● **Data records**

_ _ _ _ _

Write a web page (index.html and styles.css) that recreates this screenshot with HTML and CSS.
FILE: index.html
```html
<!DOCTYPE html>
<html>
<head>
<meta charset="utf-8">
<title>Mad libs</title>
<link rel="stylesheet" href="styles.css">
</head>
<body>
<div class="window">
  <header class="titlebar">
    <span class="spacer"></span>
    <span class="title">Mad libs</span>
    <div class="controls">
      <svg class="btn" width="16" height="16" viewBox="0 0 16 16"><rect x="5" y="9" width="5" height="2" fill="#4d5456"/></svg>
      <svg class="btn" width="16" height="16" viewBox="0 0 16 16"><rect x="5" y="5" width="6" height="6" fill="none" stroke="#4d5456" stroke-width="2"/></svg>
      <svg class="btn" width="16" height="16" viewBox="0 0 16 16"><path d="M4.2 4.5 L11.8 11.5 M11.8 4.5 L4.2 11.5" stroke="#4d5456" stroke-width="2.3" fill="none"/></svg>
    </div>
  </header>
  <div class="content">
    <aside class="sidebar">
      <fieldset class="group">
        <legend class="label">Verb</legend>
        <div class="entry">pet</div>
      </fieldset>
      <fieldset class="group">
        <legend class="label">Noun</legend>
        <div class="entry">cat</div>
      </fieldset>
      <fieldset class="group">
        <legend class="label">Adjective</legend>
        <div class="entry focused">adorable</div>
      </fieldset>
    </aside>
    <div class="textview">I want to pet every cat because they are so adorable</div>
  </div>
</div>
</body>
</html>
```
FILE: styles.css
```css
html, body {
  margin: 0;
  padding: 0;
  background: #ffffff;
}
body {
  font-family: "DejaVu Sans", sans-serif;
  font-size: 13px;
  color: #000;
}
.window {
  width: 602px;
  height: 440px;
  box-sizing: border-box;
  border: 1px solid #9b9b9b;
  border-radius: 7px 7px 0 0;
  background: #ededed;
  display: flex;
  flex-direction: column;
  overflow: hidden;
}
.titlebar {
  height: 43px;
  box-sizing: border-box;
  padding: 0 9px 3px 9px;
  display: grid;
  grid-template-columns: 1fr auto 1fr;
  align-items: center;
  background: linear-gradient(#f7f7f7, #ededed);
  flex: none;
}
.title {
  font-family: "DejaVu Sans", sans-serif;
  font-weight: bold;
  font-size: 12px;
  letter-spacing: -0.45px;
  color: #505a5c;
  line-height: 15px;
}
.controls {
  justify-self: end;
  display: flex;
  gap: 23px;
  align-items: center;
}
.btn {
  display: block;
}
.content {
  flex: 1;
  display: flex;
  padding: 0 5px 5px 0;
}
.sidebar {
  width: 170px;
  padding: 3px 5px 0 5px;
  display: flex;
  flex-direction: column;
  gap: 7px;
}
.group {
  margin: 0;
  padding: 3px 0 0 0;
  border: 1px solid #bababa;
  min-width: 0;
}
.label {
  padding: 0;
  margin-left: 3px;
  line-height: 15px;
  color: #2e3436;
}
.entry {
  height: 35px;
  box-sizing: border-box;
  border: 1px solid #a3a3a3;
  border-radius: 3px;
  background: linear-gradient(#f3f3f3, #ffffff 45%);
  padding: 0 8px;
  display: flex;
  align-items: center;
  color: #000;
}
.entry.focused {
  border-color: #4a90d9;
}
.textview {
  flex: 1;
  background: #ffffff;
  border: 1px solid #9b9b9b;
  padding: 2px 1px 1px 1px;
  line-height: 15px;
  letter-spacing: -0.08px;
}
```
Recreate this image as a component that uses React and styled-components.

_ _ _ _ _

● **WHAT TO PRODUCE**
Please set down each line of the records exactly as given.

● **EXERCISE OUTPUT**
Write a web page (index.html and styles.css) that recreates this screenshot with HTML and CSS.
FILE: index.html
```html
<!DOCTYPE html>
<html>
<head>
<meta charset="utf-8">
<title>Mad libs</title>
<link rel="stylesheet" href="styles.css">
</head>
<body>
<div class="window">
  <header class="titlebar">
    <span class="spacer"></span>
    <span class="title">Mad libs</span>
    <div class="controls">
      <svg class="btn" width="16" height="16" viewBox="0 0 16 16"><rect x="5" y="9" width="5" height="2" fill="#4d5456"/></svg>
      <svg class="btn" width="16" height="16" viewBox="0 0 16 16"><rect x="5" y="5" width="6" height="6" fill="none" stroke="#4d5456" stroke-width="2"/></svg>
      <svg class="btn" width="16" height="16" viewBox="0 0 16 16"><path d="M4.2 4.5 L11.8 11.5 M11.8 4.5 L4.2 11.5" stroke="#4d5456" stroke-width="2.3" fill="none"/></svg>
    </div>
  </header>
  <div class="content">
    <aside class="sidebar">
      <fieldset class="group">
        <legend class="label">Verb</legend>
        <div class="entry">pet</div>
      </fieldset>
      <fieldset class="group">
        <legend class="label">Noun</legend>
        <div class="entry">cat</div>
      </fieldset>
      <fieldset class="group">
        <legend class="label">Adjective</legend>
        <div class="entry focused">adorable</div>
      </fieldset>
    </aside>
    <div class="textview">I want to pet every cat because they are so adorable</div>
  </div>
</div>
</body>
</html>
```
FILE: styles.css
```css
html, body {
  margin: 0;
  padding: 0;
  background: #ffffff;
}
body {
  font-family: "DejaVu Sans", sans-serif;
  font-size: 13px;
  color: #000;
}
.window {
  width: 602px;
  height: 440px;
  box-sizing: border-box;
  border: 1px solid #9b9b9b;
  border-radius: 7px 7px 0 0;
  background: #ededed;
  display: flex;
  flex-direction: column;
  overflow: hidden;
}
.titlebar {
  height: 43px;
  box-sizing: border-box;
  padding: 0 9px 3px 9px;
  display: grid;
  grid-template-columns: 1fr auto 1fr;
  align-items: center;
  background: linear-gradient(#f7f7f7, #ededed);
  flex: none;
}
.title {
  font-family: "DejaVu Sans", sans-serif;
  font-weight: bold;
  font-size: 12px;
  letter-spacing: -0.45px;
  color: #505a5c;
  line-height: 15px;
}
.controls {
  justify-self: end;
  display: flex;
  gap: 23px;
  align-items: center;
}
.btn {
  display: block;
}
.content {
  flex: 1;
  display: flex;
  padding: 0 5px 5px 0;
}
.sidebar {
  width: 170px;
  padding: 3px 5px 0 5px;
  display: flex;
  flex-direction: column;
  gap: 7px;
}
.group {
  margin: 0;
  padding: 3px 0 0 0;
  border: 1px solid #bababa;
  min-width: 0;
}
.label {
  padding: 0;
  margin-left: 3px;
  line-height: 15px;
  color: #2e3436;
}
.entry {
  height: 35px;
  box-sizing: border-box;
  border: 1px solid #a3a3a3;
  border-radius: 3px;
  background: linear-gradient(#f3f3f3, #ffffff 45%);
  padding: 0 8px;
  display: flex;
  align-items: center;
  color: #000;
}
.entry.focused {
  border-color: #4a90d9;
}
.textview {
  flex: 1;
  background: #ffffff;
  border: 1px solid #9b9b9b;
  padding: 2px 1px 1px 1px;
  line-height: 15px;
  letter-spacing: -0.08px;
}
```
Recreate this image as a component that uses React and styled-components.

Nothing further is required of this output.